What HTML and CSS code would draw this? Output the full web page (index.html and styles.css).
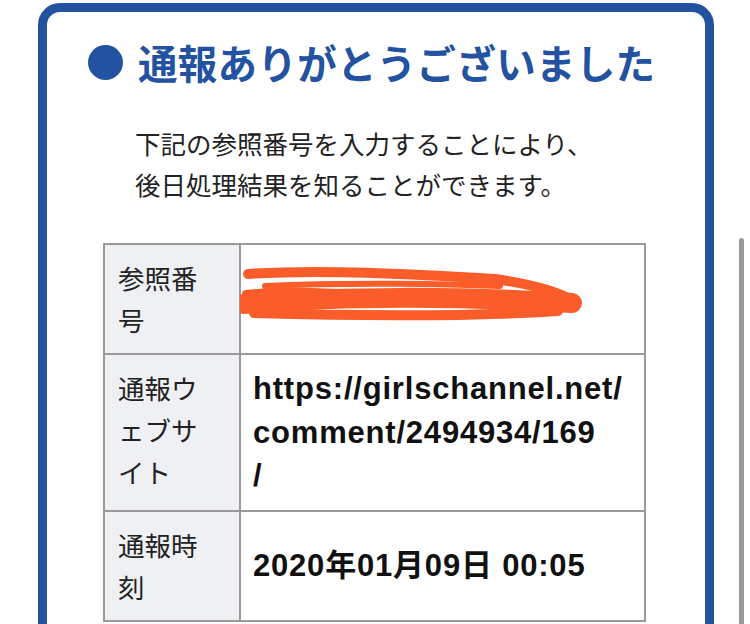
FILE: index.html
```html
<!DOCTYPE html>
<html lang="ja">
<head>
<meta charset="utf-8">
<link rel="stylesheet" href="styles.css">
</head>
<body>
<div class="card">
  <h1 class="title"><span class="dot"></span>通報ありがとうございました</h1>
  <p class="lead">下記の参照番号を入力することにより、<br>後日処理結果を知ることができます。</p>
  <table class="info">
    <tr>
      <th>参照番号</th>
      <td class="redacted-cell">
        <svg class="scribble" width="345" height="60" viewBox="0 0 345 60">
          <path d="M8 8 C80 3 170 8 255 13 C290 18 320 26 335 36" stroke="#fb5d2a" stroke-width="10" fill="none" stroke-linecap="round"/>
          <path d="M25 20 C110 16 210 18 260 20" stroke="#fb5d2a" stroke-width="6" fill="none" stroke-linecap="round"/>
          <path d="M4 38 C100 30 220 30 332 37" stroke="#fb5d2a" stroke-width="20" fill="none" stroke-linecap="round"/>
          <path d="M14 47 C120 50 240 50 318 45" stroke="#fb5d2a" stroke-width="10" fill="none" stroke-linecap="round"/>
          <path d="M6 28 C40 24 80 26 120 28" stroke="#fb5d2a" stroke-width="8" fill="none" stroke-linecap="round"/>
        </svg>
      </td>
    </tr>
    <tr>
      <th>通報ウェブサイト</th>
      <td>https://girlschannel.net/<br>comment/2494934/169<br>/</td>
    </tr>
    <tr>
      <th>通報時刻</th>
      <td>2020年01月09日 00:05</td>
    </tr>
  </table>
</div>
<div class="scrollbar"></div>
</body>
</html>
```

FILE: styles.css
```css
html, body {
  margin: 0;
  padding: 0;
  background: #ffffff;
  height: 100%;
  overflow: hidden;
}
body {
  font-family: "Noto Sans CJK JP", "Noto Sans", sans-serif;
  color: #1a1a1a;
}
.card {
  margin: 3px 0 0 38px;
  width: 676px;
  border: 9px solid #2353a0;
  border-radius: 22px;
  background: #fff;
  padding: 22px 0 40px;
  box-sizing: border-box;
  height: 680px;
}
.title {
  display: flex;
  align-items: center;
  margin: 0 0 0 41px;
  font-size: 39.5px;
  font-weight: 700;
  color: #2353a0;
  line-height: 56px;
  letter-spacing: 0.3px;
}
.dot {
  width: 35px;
  height: 35px;
  border-radius: 50%;
  background: #2353a0;
  margin-right: 15px;
  flex: none;
}
.lead {
  margin: 32px 0 0 88px;
  font-size: 25.5px;
  line-height: 41px;
  color: #222;
}
.info {
  margin: 39px 0 0 56px;
  width: 543px;
  border-collapse: collapse;
  table-layout: fixed;
}
.info th, .info td {
  border: 2px solid #9a9a9a;
  padding: 12px 12px;
}
.info th {
  width: 86px;
  padding-left: 13px;
  padding-right: 35px;
  background: #eef0f4;
  font-weight: 400;
  text-align: left;
  vertical-align: top;
  font-size: 26.5px;
  line-height: 42px;
  color: #222;
}
.info td {
  font-family: "Liberation Sans", Arial, "Noto Sans CJK JP", sans-serif;
  font-weight: 700;
  font-size: 31px;
  letter-spacing: 0.8px;
  line-height: 43.5px;
  vertical-align: middle;
  color: #111;
  white-space: nowrap;
}
.redacted-cell {
  vertical-align: top;
}
.scribble {
  display: block;
  margin: -6px 0 0 -13px;
}
.scrollbar {
  position: absolute;
  left: 739px;
  top: 238px;
  width: 5px;
  height: 400px;
  background: #999;
  border-radius: 3px;
}
```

________________________________________

§ What needs to be done:
Reproduce every line precisely as given, omitting all pictures.

§ Correct answer:
What HTML and CSS code would draw this? Output the full web page (index.html and styles.css).
FILE: index.html
```html
<!DOCTYPE html>
<html lang="ja">
<head>
<meta charset="utf-8">
<link rel="stylesheet" href="styles.css">
</head>
<body>
<div class="card">
  <h1 class="title"><span class="dot"></span>通報ありがとうございました</h1>
  <p class="lead">下記の参照番号を入力することにより、<br>後日処理結果を知ることができます。</p>
  <table class="info">
    <tr>
      <th>参照番号</th>
      <td class="redacted-cell">
        <svg class="scribble" width="345" height="60" viewBox="0 0 345 60">
          <path d="M8 8 C80 3 170 8 255 13 C290 18 320 26 335 36" stroke="#fb5d2a" stroke-width="10" fill="none" stroke-linecap="round"/>
          <path d="M25 20 C110 16 210 18 260 20" stroke="#fb5d2a" stroke-width="6" fill="none" stroke-linecap="round"/>
          <path d="M4 38 C100 30 220 30 332 37" stroke="#fb5d2a" stroke-width="20" fill="none" stroke-linecap="round"/>
          <path d="M14 47 C120 50 240 50 318 45" stroke="#fb5d2a" stroke-width="10" fill="none" stroke-linecap="round"/>
          <path d="M6 28 C40 24 80 26 120 28" stroke="#fb5d2a" stroke-width="8" fill="none" stroke-linecap="round"/>
        </svg>
      </td>
    </tr>
    <tr>
      <th>通報ウェブサイト</th>
      <td>https://girlschannel.net/<br>comment/2494934/169<br>/</td>
    </tr>
    <tr>
      <th>通報時刻</th>
      <td>2020年01月09日 00:05</td>
    </tr>
  </table>
</div>
<div class="scrollbar"></div>
</body>
</html>
```

FILE: styles.css
```css
html, body {
  margin: 0;
  padding: 0;
  background: #ffffff;
  height: 100%;
  overflow: hidden;
}
body {
  font-family: "Noto Sans CJK JP", "Noto Sans", sans-serif;
  color: #1a1a1a;
}
.card {
  margin: 3px 0 0 38px;
  width: 676px;
  border: 9px solid #2353a0;
  border-radius: 22px;
  background: #fff;
  padding: 22px 0 40px;
  box-sizing: border-box;
  height: 680px;
}
.title {
  display: flex;
  align-items: center;
  margin: 0 0 0 41px;
  font-size: 39.5px;
  font-weight: 700;
  color: #2353a0;
  line-height: 56px;
  letter-spacing: 0.3px;
}
.dot {
  width: 35px;
  height: 35px;
  border-radius: 50%;
  background: #2353a0;
  margin-right: 15px;
  flex: none;
}
.lead {
  margin: 32px 0 0 88px;
  font-size: 25.5px;
  line-height: 41px;
  color: #222;
}
.info {
  margin: 39px 0 0 56px;
  width: 543px;
  border-collapse: collapse;
  table-layout: fixed;
}
.info th, .info td {
  border: 2px solid #9a9a9a;
  padding: 12px 12px;
}
.info th {
  width: 86px;
  padding-left: 13px;
  padding-right: 35px;
  background: #eef0f4;
  font-weight: 400;
  text-align: left;
  vertical-align: top;
  font-size: 26.5px;
  line-height: 42px;
  color: #222;
}
.info td {
  font-family: "Liberation Sans", Arial, "Noto Sans CJK JP", sans-serif;
  font-weight: 700;
  font-size: 31px;
  letter-spacing: 0.8px;
  line-height: 43.5px;
  vertical-align: middle;
  color: #111;
  white-space: nowrap;
}
.redacted-cell {
  vertical-align: top;
}
.scribble {
  display: block;
  margin: -6px 0 0 -13px;
}
.scrollbar {
  position: absolute;
  left: 739px;
  top: 238px;
  width: 5px;
  height: 400px;
  background: #999;
  border-radius: 3px;
}
```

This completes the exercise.